Wednesday, January 29, 2014

"à l'infini et au-delà"

This is the last episode of the documentary entitled “The Story of Maths”. This episode considers the great unsolved problems that confronted mathematicians in the 20th century and tells the stories of those mathematicians who would try to crack them. Mathematicians like Georg Cantor, Henri Poincaré, and Kurt Gödel. Prof du Sautoy looked at the startling discoveries of the American mathematician Paul Cohen, examined the work of André Weil, and also reflects on the contributions of Alexander Grothendieck.

Georg Cantor investigated a subject that many of the finest mathematical minds had avoided, that is infinity. He discovered that there were different kinds of infinity, and some of them were bigger than the others.

Henri Poincaré was trying to solve one mathematical problem when he accidentally stumbled on chaos theory. This has led to a range of ‘smart’ technologies, including the machines which control the regularity of heart beats. But in the middle of the twentieth century, mathematics itself was thrown into chaos.

Kurt Gödel was an active member of the famous 'Vienna Circle’ of philosophers. He detonated a 'logic bomb’ under 3,000 years of mathematics when he showed that it was impossible for mathematics to prove its own consistency, and that the unknowable is itself an integral part of mathematics.

The American mathematician Paul Cohen was the one who established that there were several different sorts of mathematics in which conflicting answers to the same question were possible.

André Weil and his colleagues developed the algebraic geometry. It is a field of study which helped to solve many of mathematics' toughest equations, that includes Fermat’s Last Theorem.

Alexander Grothendieck’s ideas have had a major influence on the current mathematical thinking about the hidden structures behind all mathematics.

Prof Marcus du Sautoy concluded his journey by considering the great unsolved problems of mathematics today, which includes the Riemann Hypothesis. It is a conjecture about the distribution of prime numbers, which are the atoms of the mathematical universe. Now, there is a $1 million prize and a place in the history books for anyone who can prove Riemann’s theorem. Prof Marcus du Sautoy also concluded his investigation into the history of mathematics with a look at some of the great unsolved problems that confronted mathematicians in the 20th century.

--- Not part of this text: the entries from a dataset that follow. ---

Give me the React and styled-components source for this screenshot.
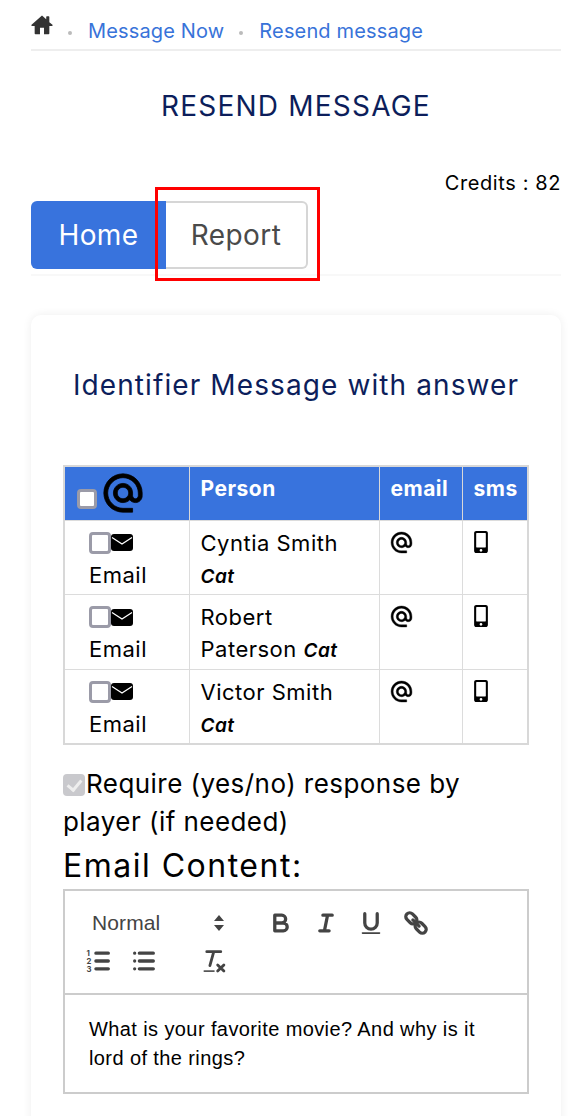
import React from "react";
import styled, { createGlobalStyle } from "styled-components";
import { FaMobileAlt } from "react-icons/fa";

const GlobalStyle = createGlobalStyle`
  html, body {
    margin: 0;
    height: 1116px;
    overflow: hidden;
    background: #fff;
  }
  body {
    font-family: "Inter", "Noto Sans", sans-serif;
    color: #000;
  }
`;

const people = [
  { id: 1, first: "Cyntia Smith", tag: "Cat" },
  { id: 2, first: "Robert Paterson", tag: "Cat" },
  { id: 3, first: "Victor Smith", tag: "Cat" },
];

const HomeIcon = () => (
  <HomeSvg viewBox="0 0 24 24">
    <path d="M12 1.5 0.6 11.8c-.5.5-.2 1.2.5 1.2H4v8.2c0 .5.4.8.8.8h5v-7h4.4v7h5c.4 0 .8-.3.8-.8V13h2.9c.7 0 1-.7.5-1.2L20 9V3.2c0-.4-.3-.7-.7-.7h-2c-.4 0-.7.3-.7.7v2.6z" />
  </HomeSvg>
);

const AtGlyph = ({ className }) => (
  <svg className={className} viewBox="0 0 24 24" stroke="#000" strokeWidth="0.4" fill="#000">
    <path d="M12 2C6.48 2 2 6.48 2 12s4.48 10 10 10h5v-2h-5c-4.34 0-8-3.66-8-8s3.66-8 8-8 8 3.66 8 8v1.43c0 .79-.71 1.57-1.5 1.57s-1.5-.78-1.5-1.57V12c0-2.76-2.24-5-5-5s-5 2.24-5 5 2.24 5 5 5c1.38 0 2.64-.56 3.54-1.47.65.89 1.77 1.47 2.96 1.47 1.97 0 3.5-1.6 3.5-3.57V12c0-5.52-4.48-10-10-10zm0 13c-1.66 0-3-1.34-3-3s1.34-3 3-3 3 1.34 3 3-1.34 3-3 3z" />
  </svg>
);

const MailIcon = () => (
  <MailSvg viewBox="0 0 22 17">
    <rect x="0" y="0" width="22" height="17" rx="3" fill="#000" />
    <path d="M1 3.5 11 10 21 3.5" fill="none" stroke="#fff" strokeWidth="1.3" />
  </MailSvg>
);

const Quill = ({ children }) => (
  <QuillSvg viewBox="0 0 18 18" fill="none" stroke="#444" strokeWidth="2.1" strokeLinecap="round" strokeLinejoin="round">
    {children}
  </QuillSvg>
);

export default function App() {
  return (
    <Page>
      <GlobalStyle />
      <Breadcrumb>
        <HomeIcon />
        <Dot />
        <Crumb>Message Now</Crumb>
        <Dot />
        <Crumb>Resend message</Crumb>
      </Breadcrumb>
      <Title>RESEND MESSAGE</Title>
      <Credits>Credits : 82</Credits>
      <Tabs>
        <Tab $active>Home</Tab>
        <Tab>Report</Tab>
        <RedMark />
      </Tabs>
      <Card>
        <CardTitle>Identifier Message with answer</CardTitle>
        <Table>
          <colgroup>
            <col style={{ width: 125 }} />
            <col style={{ width: 190 }} />
            <col style={{ width: 83 }} />
            <col style={{ width: 66 }} />
          </colgroup>
          <thead>
            <tr>
              <Head>
                <HeadPick>
                  <Check $head type="checkbox" />
                  <HeadAt />
                </HeadPick>
              </Head>
              <Head>Person</Head>
              <Head>email</Head>
              <Head>sms</Head>
            </tr>
          </thead>
          <tbody>
            {people.map((p) => (
              <tr key={p.id}>
                <PickCell>
                  <PickRow>
                    <Check type="checkbox" />
                    <MailIcon />
                  </PickRow>
                  Email
                </PickCell>
                <Cell>
                  {p.first} <Tag>{p.tag}</Tag>
                </Cell>
                <Cell>
                  <RowAt />
                </Cell>
                <Cell>
                  <PhoneIcon size={22} />
                </Cell>
              </tr>
            ))}
          </tbody>
        </Table>
        <Require>
          <Check $done type="checkbox" defaultChecked disabled />
          Require (yes/no) response by player (if needed)
        </Require>
        <ContentLabel>Email Content:</ContentLabel>
        <Editor>
          <Toolbar>
            <Picker>
              Normal
              <svg width="14" height="18" viewBox="0 0 14 18" fill="#444">
                <path d="M7 1 12 7H2zM7 17 2 11h10z" />
              </svg>
            </Picker>
            <ToolGroup>
              <ToolButton>
                <Quill>
                  <path d="M5 4h4.5a2.5 2.5 0 0 1 0 5H5zM5 9h5.5a2.5 2.5 0 0 1 0 5H5z" />
                </Quill>
              </ToolButton>
              <ToolButton>
                <Quill>
                  <path d="M7 4h6M5 14h6M8 14l2-10" />
                </Quill>
              </ToolButton>
              <ToolButton>
                <Quill>
                  <path d="M5 3v6a4 4 0 0 0 8 0V3" />
                  <rect x="3" y="15" width="12" height="1" rx=".5" fill="#444" stroke="none" />
                </Quill>
              </ToolButton>
              <ToolButton>
                <Quill>
                  <path d="M7 7l4 4" />
                  <rect x="2" y="3.5" width="8" height="5" rx="2.5" transform="rotate(45 6 6)" />
                  <rect x="8" y="9.5" width="8" height="5" rx="2.5" transform="rotate(45 12 12)" />
                </Quill>
              </ToolButton>
            </ToolGroup>
            <ToolGroup>
              <ToolButton>
                <Quill>
                  <path d="M7 4h8M7 9h8M7 14h8" />
                  <text x="1" y="6" fontSize="5" fontWeight="700" fill="#444" stroke="none">1</text>
                  <text x="1" y="11" fontSize="5" fontWeight="700" fill="#444" stroke="none">2</text>
                  <text x="1" y="16" fontSize="5" fontWeight="700" fill="#444" stroke="none">3</text>
                </Quill>
              </ToolButton>
              <ToolButton>
                <Quill>
                  <path d="M6 4h9M6 9h9M6 14h9M3 4h0M3 9h0M3 14h0" />
                </Quill>
              </ToolButton>
              <ClearButton>
                <Quill>
                  <path d="M5 3h9M9.5 3 7 12" strokeWidth="1.8" />
                  <rect x="3" y="15" width="7" height="1" fill="#444" stroke="none" />
                  <path d="M12 11.5l4 4M16 11.5l-4 4" strokeWidth="1.8" />
                </Quill>
              </ClearButton>
            </ToolGroup>
          </Toolbar>
          <EditorBody>What is your favorite movie? And why is it lord of the rings?</EditorBody>
        </Editor>
      </Card>
    </Page>
  );
}

const Page = styled.div`
  padding: 0 25px 0 31px;
`;
const Breadcrumb = styled.nav`
  display: flex;
  align-items: center;
  height: 49px;
  border-bottom: 2px solid #eeeeee;
`;
const HomeSvg = styled.svg`
  width: 22px;
  height: 22px;
  fill: #333;
  align-self: flex-start;
  margin-top: 14px;
`;
const Dot = styled.span`
  width: 4px;
  height: 4px;
  border-radius: 50%;
  background: #bbb;
  margin: 16px 16px 0 15px;
`;
const Crumb = styled.span`
  color: #3873d9;
  font-size: 20px;
  margin-top: 13px;
  letter-spacing: 0.15px;
`;
const Title = styled.h1`
  margin: 37px 0 0;
  text-align: center;
  color: #0c1e5b;
  font-size: 28px;
  line-height: 36px;
  font-weight: 400;
  letter-spacing: 1.2px;
`;
const Credits = styled.div`
  text-align: right;
  font-size: 20px;
  line-height: 24px;
  margin-top: 47px;
  letter-spacing: 0.6px;
`;
const Tabs = styled.div`
  position: relative;
  display: flex;
  margin-top: 6px;
  padding-bottom: 5px;
  border-bottom: 2px solid #f8f8f8;
`;
const Tab = styled.div`
  height: 68px;
  box-sizing: border-box;
  display: flex;
  align-items: center;
  justify-content: center;
  font-size: 28px;
  letter-spacing: 0.4px;
  width: ${(p) => (p.$active ? "135px" : "142px")};
  color: ${(p) => (p.$active ? "#fff" : "#4a4a4a")};
  background: ${(p) => (p.$active ? "#3873dd" : "#fff")};
  border: ${(p) => (p.$active ? "none" : "2px solid #d6d6d6")};
  border-radius: ${(p) => (p.$active ? "6px 0 0 6px" : "0 6px 6px 0")};
  border-left: ${(p) => (p.$active ? "none" : "0")};
`;
const RedMark = styled.div`
  position: absolute;
  left: 124px;
  top: -14px;
  width: 165px;
  height: 94px;
  box-sizing: border-box;
  border: 3px solid #f00;
`;
const Card = styled.section`
  margin-top: 39px;
  padding: 0 32px 60px;
  border-radius: 10px;
  box-shadow: 0 0 10px rgba(0, 0, 0, 0.07);
`;
const CardTitle = styled.h2`
  margin: 0;
  padding-top: 50px;
  height: 100px;
  box-sizing: border-box;
  text-align: center;
  color: #0c1e5b;
  font-size: 28px;
  line-height: 40px;
  font-weight: 400;
  letter-spacing: 1.1px;
`;
const Table = styled.table`
  margin-top: 50px;
  width: 464px;
  table-layout: fixed;
  border-collapse: collapse;
  border: 2px solid #d8d8d8;
  font-size: 22px;
  line-height: 32px;
  letter-spacing: 0.5px;
`;
const Head = styled.th`
  height: 54px;
  box-sizing: border-box;
  padding: 6px 12px 0 11px;
  background: #3873dd;
  color: #fff;
  text-align: left;
  vertical-align: top;
  font-size: 21px;
  font-weight: 700;
  letter-spacing: 0.5px;
  border-left: 1.5px solid #d8d8d8;
`;
const HeadPick = styled.div`
  display: flex;
  align-items: flex-start;
  height: 40px;
`;
const HeadAt = styled(AtGlyph)`
  width: 46px;
  height: 46px;
  flex: none;
  margin: -3px 0 0 3px;
`;
const Cell = styled.td`
  padding: 6px 12px 1.5px 11px;
  vertical-align: top;
  border: 1.5px solid #dcdcdc;
`;
const RowAt = styled(AtGlyph)`
  display: block;
  width: 25px;
  height: 25px;
  margin: 3px 0 0 -2px;
`;
const PhoneIcon = styled(FaMobileAlt)`
  display: block;
  margin: 4px 0 0 -4px;
`;
const PickCell = styled(Cell)`
  padding-left: 24px;
`;
const PickRow = styled.div`
  display: flex;
  align-items: center;
  height: 32px;
`;
const MailSvg = styled.svg`
  width: 22px;
  height: 17px;
`;
const Tag = styled.i`
  font-size: 19px;
  font-weight: 600;
`;
const Check = styled.input`
  appearance: none;
  box-sizing: border-box;
  margin: ${(p) => (p.$head ? "16px 0 0 1px" : "0")};
  width: ${(p) => (p.$head ? "20px" : "22px")};
  height: ${(p) => (p.$head ? "20px" : "22px")};
  flex: none;
  background: #fff;
  border: 3.5px solid #9b9ba8;
  border-radius: 4px;
  &:disabled {
    position: relative;
    background: #c9c9cd;
    border: none;
    vertical-align: -3px;
    margin-right: 1px;
  }
  &:disabled::after {
    content: "";
    position: absolute;
    left: 7px;
    top: 3px;
    width: 6px;
    height: 11px;
    border: solid #eee;
    border-width: 0 3px 3px 0;
    transform: rotate(40deg);
  }
`;
const Require = styled.label`
  display: block;
  margin-top: 20px;
  font-size: 26px;
  line-height: 38px;
  letter-spacing: 0.45px;
`;
const ContentLabel = styled.div`
  font-size: 32px;
  line-height: 36px;
  margin-top: 7px;
  letter-spacing: 1.5px;
`;
const Editor = styled.div`
  margin-top: 5px;
  width: 466px;
  box-sizing: border-box;
  border: 2px solid #ccc;
`;
const Toolbar = styled.div`
  display: flex;
  flex-wrap: wrap;
  align-items: center;
  height: 104px;
  box-sizing: border-box;
  padding: 13px 20px 0;
  align-content: flex-start;
  border-bottom: 2px solid #ccc;
`;
const Picker = styled.div`
  width: 147px;
  padding: 0 6px 0 7px;
  box-sizing: border-box;
  height: 38px;
  display: flex;
  align-items: center;
  justify-content: space-between;
  margin-right: 35px;
  font-family: "Liberation Sans", Arial, sans-serif;
  font-size: 21px;
  letter-spacing: 0.1px;
  color: #444;
`;
const ToolGroup = styled.div`
  display: flex;
`;
const ToolButton = styled.div`
  width: 45px;
  height: 38px;
  display: flex;
  align-items: center;
  justify-content: flex-start;
`;
const ClearButton = styled(ToolButton)`
  margin-left: 24px;
`;
const QuillSvg = styled.svg`
  width: 28px;
  height: 28px;
  overflow: visible;
`;
const EditorBody = styled.div`
  padding: 20px 24px 18px;
  height: 97px;
  box-sizing: border-box;
  font-family: "Liberation Sans", Arial, sans-serif;
  font-size: 20px;
  line-height: 29px;
  letter-spacing: 0.4px;
`;
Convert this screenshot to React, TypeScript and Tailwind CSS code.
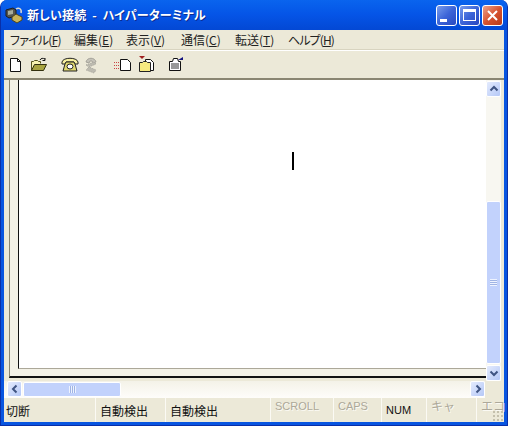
import React from "react";

const jp = { fontFamily: '"Noto Sans CJK JP", "Liberation Sans", sans-serif' };
const latin = { fontFamily: '"Liberation Sans", sans-serif' };

const Page = () => (
  <svg width="16" height="16" viewBox="0 0 16 16">
    <path d="M2.500 1.500h7l3 3v10h-10z" fill="#fff" stroke="#111" />
    <path d="M9.500 1.500v3h3" fill="none" stroke="#111" />
  </svg>
);

const Open = () => (
  <svg width="18" height="16" viewBox="0 0 18 16">
    <path d="M1.500 13.500v-9h2l1-1h3l1 1h2v2" fill="#f8f4b0" stroke="#55531c" />
    <path d="M1.500 13.500l3-6h12l-3 6z" fill="#a8a440" stroke="#33310f" />
    <path d="M10 3c1-2 3-2 5-1M15 1v2.500h-2.500" fill="none" stroke="#111" />
  </svg>
);

const Phone = () => (
  <svg width="18" height="15" viewBox="0 0 18 15">
    <path d="M1 5c1-5 15-5 16 0v2h-4V5H5v2H1z" fill="#f7f0a0" stroke="#222" />
    <path d="M4 7l1-2h8l1 2 2 7H2z" fill="#e0d870" stroke="#222" />
    <ellipse cx="9" cy="9.500" rx="3" ry="2.500" fill="#fff" stroke="#222" />
  </svg>
);

const PhoneDim = () => (
  <svg width="16" height="18" viewBox="0 0 16 18">
    <path d="M3 6c1-5 9-5 10 0l-3 1-1-2H7L6 7z" fill="#c4c2b8" stroke="#a5a39a" />
    <path d="M3 9l8-3 2 2-7 3 7 3-2 3-8-3 3-3z" fill="#bdbbb0" stroke="#a5a39a" strokeDasharray="1 1" />
  </svg>
);

const Sheet = () => (
  <svg width="20" height="16" viewBox="0 0 20 16">
    <g fill="#c44">
      <rect x="1" y="5" width="1" height="1" />
      <rect x="3" y="5" width="1" height="1" />
      <rect x="5" y="5" width="1" height="1" />
      <rect x="1" y="8" width="1" height="1" />
      <rect x="3" y="8" width="1" height="1" />
      <rect x="5" y="8" width="1" height="1" />
      <rect x="1" y="11" width="1" height="1" />
      <rect x="3" y="11" width="1" height="1" />
      <rect x="5" y="11" width="1" height="1" />
    </g>
    <path d="M7.500 2.500h7l3 3v8h-10z" fill="#fff" stroke="#111" />
  </svg>
);

const FolderPair = () => (
  <svg width="17" height="18" viewBox="0 0 17 18">
    <path d="M1 0h6l-3 3z" fill="#a02020" />
    <path d="M7.500 3.500h5l3 3v8h-8z" fill="#fff" stroke="#111" />
    <path d="M1.500 15.500v-9h3l1-1h3l1 1h3v9z" fill="#f6ea80" stroke="#222" />
  </svg>
);

const Props = () => (
  <svg width="18" height="17" viewBox="0 0 18 17">
    <path d="M2.500 5.500h3l1-3h4l1 3h2v9h-11z" fill="#fff" stroke="#111" />
    <path d="M4 8h8M4 10h8M4 12h8" stroke="#333" />
    <path d="M11 4l5-3v3z" fill="#151580" />
  </svg>
);

const Computer = () => (
  <svg width="18" height="18" viewBox="0 0 18 18">
    <path d="M1 4l7-2 3 2v6l-7 2-3-2z" fill="#55554c" stroke="#1c1c1c" />
    <path d="M3 5l5-1v4l-5 1z" fill="#a9ae9c" />
    <path d="M7 11l4-3 6 3v3l-5 3-5-3z" fill="#c9b45a" stroke="#4d4620" />
    <path d="M11 3c3-2 6 0 5 4" fill="none" stroke="#dcdcd0" strokeWidth="1.500" />
  </svg>
);

type Dir = "up" | "down" | "left" | "right";

const Chevron = ({ dir }: { dir: Dir }) => {
  const d = {
    up: "M1.500 6.500l3.500-3.500 3.500 3.500",
    down: "M1.500 3.500l3.500 3.500 3.500-3.500",
    left: "M6.500 1.500l-3.500 3.500 3.500 3.500",
    right: "M3.500 1.500l3.500 3.500-3.500 3.500",
  }[dir];
  return (
    <svg width="10" height="10" viewBox="0 0 10 10">
      <path d={d} fill="none" stroke="#3f5482" strokeWidth="2" />
    </svg>
  );
};

const ScrollBtn = ({ dir }: { dir: Dir }) => (
  <div className="flex h-[16px] w-[15px] shrink-0 items-center justify-center rounded-[2px] border border-white bg-gradient-to-br from-[#e4ebfd] to-[#b5c8f7]">
    <Chevron dir={dir} />
  </div>
);

const WinBtn = ({ close, children }: { close?: boolean; children: React.ReactNode }) => (
  <div
    className={
      close
        ? "flex h-[21px] w-[21px] items-center justify-center rounded-[3px] border border-white bg-gradient-to-br from-[#e8a08a] via-[#d8532f] to-[#b93a18]"
        : "flex h-[21px] w-[21px] items-center justify-center rounded-[3px] border border-white bg-gradient-to-br from-[#7a9ceb] via-[#3c64d8] to-[#2848c0]"
    }
  >
    {children}
  </div>
);

const Panel = ({ w, dim, children }: { w: string; dim?: boolean; children: React.ReactNode }) => (
  <div
    className={`${w} flex shrink-0 border-r border-[#fbfaf4] ${
      dim ? "text-[#aca899] [text-shadow:1px_1px_#fbfaf4]" : "text-[#111]"
    }`}
  >
    {children}
  </div>
);

const menus = [
  { label: "ファイル", key: "F", w: "w-[64px] tracking-[-0.8px]" },
  { label: "編集", key: "E", w: "w-[52px]" },
  { label: "表示", key: "V", w: "w-[55px]" },
  { label: "通信", key: "C", w: "w-[54px]" },
  { label: "転送", key: "T", w: "w-[53px]" },
  { label: "ヘルプ", key: "H", w: "w-[50px] tracking-[-0.9px]" },
];

export default function App() {
  return (
    <div
      className="flex h-[426px] w-[508px] flex-col overflow-hidden rounded-t-[7px] border-x border-b border-[#0a2fa8] bg-[#0855e0] text-[12px]"
      style={jp}
    >
      {/* title bar */}
      <div className="flex h-[30px] shrink-0 items-center bg-gradient-to-b from-[#0a64ee] via-[#0554e6] to-[#0348d4] pr-[4px] pl-[4px]">
        <Computer />
        <span className="ml-[4px] text-[12px] leading-none font-bold tracking-[0.2px] whitespace-pre text-white [font-feature-settings:'palt'] [text-shadow:1px_1px_#0b2a90]">
          {"新しい接続  -  ハイパーターミナル"}
        </span>
        <div className="ml-auto flex gap-[2px]">
          <WinBtn>
            <div className="mt-[10px] mr-[6px] h-[3px] w-[7px] bg-white" />
          </WinBtn>
          <WinBtn>
            <div className="h-[12px] w-[13px] border border-t-[3px] border-white" />
          </WinBtn>
          <WinBtn close>
            <svg width="13" height="13" viewBox="0 0 13 13">
              <path d="M2 2l9 9M11 2l-9 9" stroke="#fff" strokeWidth="2" />
            </svg>
          </WinBtn>
        </div>
      </div>

      <div className="mx-[3px] mb-[3px] flex min-h-0 grow flex-col bg-[#ece9d8]">
        {/* menu */}
        <div className="flex h-[20px] shrink-0 items-center border-b border-[#d8d4c0] pl-[6px] text-[#222] [font-feature-settings:'palt']">
          {menus.map((m) => (
            <span key={m.key} className={`${m.w} shrink-0 leading-none whitespace-nowrap`}>
              {m.label}(<span className="underline">{m.key}</span>)
            </span>
          ))}
        </div>

        {/* toolbar */}
        <div className="flex h-[30px] shrink-0 items-center border-t border-b-2 border-t-white border-b-[#8a8672] pl-[4px]">
          <Page />
          <div className="ml-[6px]">
            <Open />
          </div>
          <div className="ml-[13px]">
            <Phone />
          </div>
          <div className="ml-[4px]">
            <PhoneDim />
          </div>
          <div className="ml-[14px]">
            <Sheet />
          </div>
          <div className="ml-[5px]">
            <FolderPair />
          </div>
          <div className="ml-[12px]">
            <Props />
          </div>
        </div>

        {/* terminal */}
        <div className="flex min-h-0 grow">
          <div className="flex min-w-0 grow pb-[3px] pl-[5px]">
            <div className="flex min-w-0 grow border-b-2 border-l border-b-[#111] border-l-[#8a8672]">
              <div className="w-[8px] shrink-0 bg-[#f3f1e6]" />
              <div className="flex min-w-0 grow flex-col">
                <div className="relative grow border-b border-l border-b-[#aca899] border-l-[#111] bg-white">
                  <div className="absolute top-[72px] left-[273px] h-[18px] w-[2px] bg-black" />
                </div>
                <div className="h-[7px] shrink-0 bg-[#f3f1e6]" />
              </div>
            </div>
          </div>
          <div className="flex w-[15px] shrink-0 flex-col bg-[#f8f7f1] pt-[1px]">
            <ScrollBtn dir="up" />
            <div className="h-[104px] shrink-0" />
            <div className="mb-[1px] flex grow items-center justify-center rounded-[2px] border border-white bg-[#c2d2fc]">
              <div className="h-[7px] w-[7px] bg-[repeating-linear-gradient(to_bottom,#eef3ff_0,#eef3ff_1px,#a0b4e4_1px,#a0b4e4_2px)]" />
            </div>
            <ScrollBtn dir="down" />
          </div>
          <div className="w-[3px] shrink-0" />
        </div>

        {/* horizontal scrollbar */}
        <div className="flex h-[17px] shrink-0">
          <div className="flex grow items-end bg-gradient-to-b from-[#f4f2e8] to-[#fefdfa] pb-[1px] pl-[3px]">
            <ScrollBtn dir="left" />
            <div className="ml-[1px] flex h-[15px] w-[98px] items-center justify-center rounded-[2px] border border-white bg-[#c2d2fc]">
              <div className="h-[7px] w-[7px] bg-[repeating-linear-gradient(to_right,#eef3ff_0,#eef3ff_1px,#a0b4e4_1px,#a0b4e4_2px)]" />
            </div>
            <div className="grow" />
            <ScrollBtn dir="right" />
          </div>
          <div className="w-[19px] shrink-0" />
        </div>

        {/* status bar */}
        <div className="relative flex h-[24px] shrink-0 items-stretch text-[12px] leading-[22px]">
          <Panel w="w-[92px]">
            <span className="mt-[2px] pl-[2px]">切断</span>
          </Panel>
          <Panel w="w-[70px]">
            <span className="mt-[2px] pl-[4px]">自動検出</span>
          </Panel>
          <Panel w="w-[105px]">
            <span className="mt-[2px] pl-[4px]">自動検出</span>
          </Panel>
          <Panel w="w-[63px]" dim>
            <span className="-mt-[3px] pl-[4px] text-[11px]" style={latin}>
              SCROLL
            </span>
          </Panel>
          <Panel w="w-[48px]" dim>
            <span className="-mt-[3px] pl-[4px] text-[11px]" style={latin}>
              CAPS
            </span>
          </Panel>
          <Panel w="w-[45px]">
            <span className="mt-[1px] pl-[4px] text-[11px]" style={latin}>
              NUM
            </span>
          </Panel>
          <Panel w="w-[50px]" dim>
            <span className="-mt-[3px] pl-[4px]">キャ</span>
          </Panel>
          <div className="flex grow pl-[4px] whitespace-nowrap text-[#aca899] [text-shadow:1px_1px_#fbfaf4]">
            <span className="-mt-[3px]">エコ</span>
          </div>
          <div className="absolute right-[1px] bottom-[1px] h-[11px] w-[11px] bg-[radial-gradient(circle,#c4c0ac_1px,transparent_1px)] bg-[length:4px_4px]" />
        </div>
      </div>
    </div>
  );
}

After exploring Georg Cantor's work on infinity and Henri Poincare's work on chaos theory, he looked at how mathematics was itself thrown into chaos by the discoveries of Kurt Godel, who showed that the unknowable is an integral part of mathematics, and Paul Cohen, who established that there were several different sorts of mathematics in which conflicting answers to the same question were possible.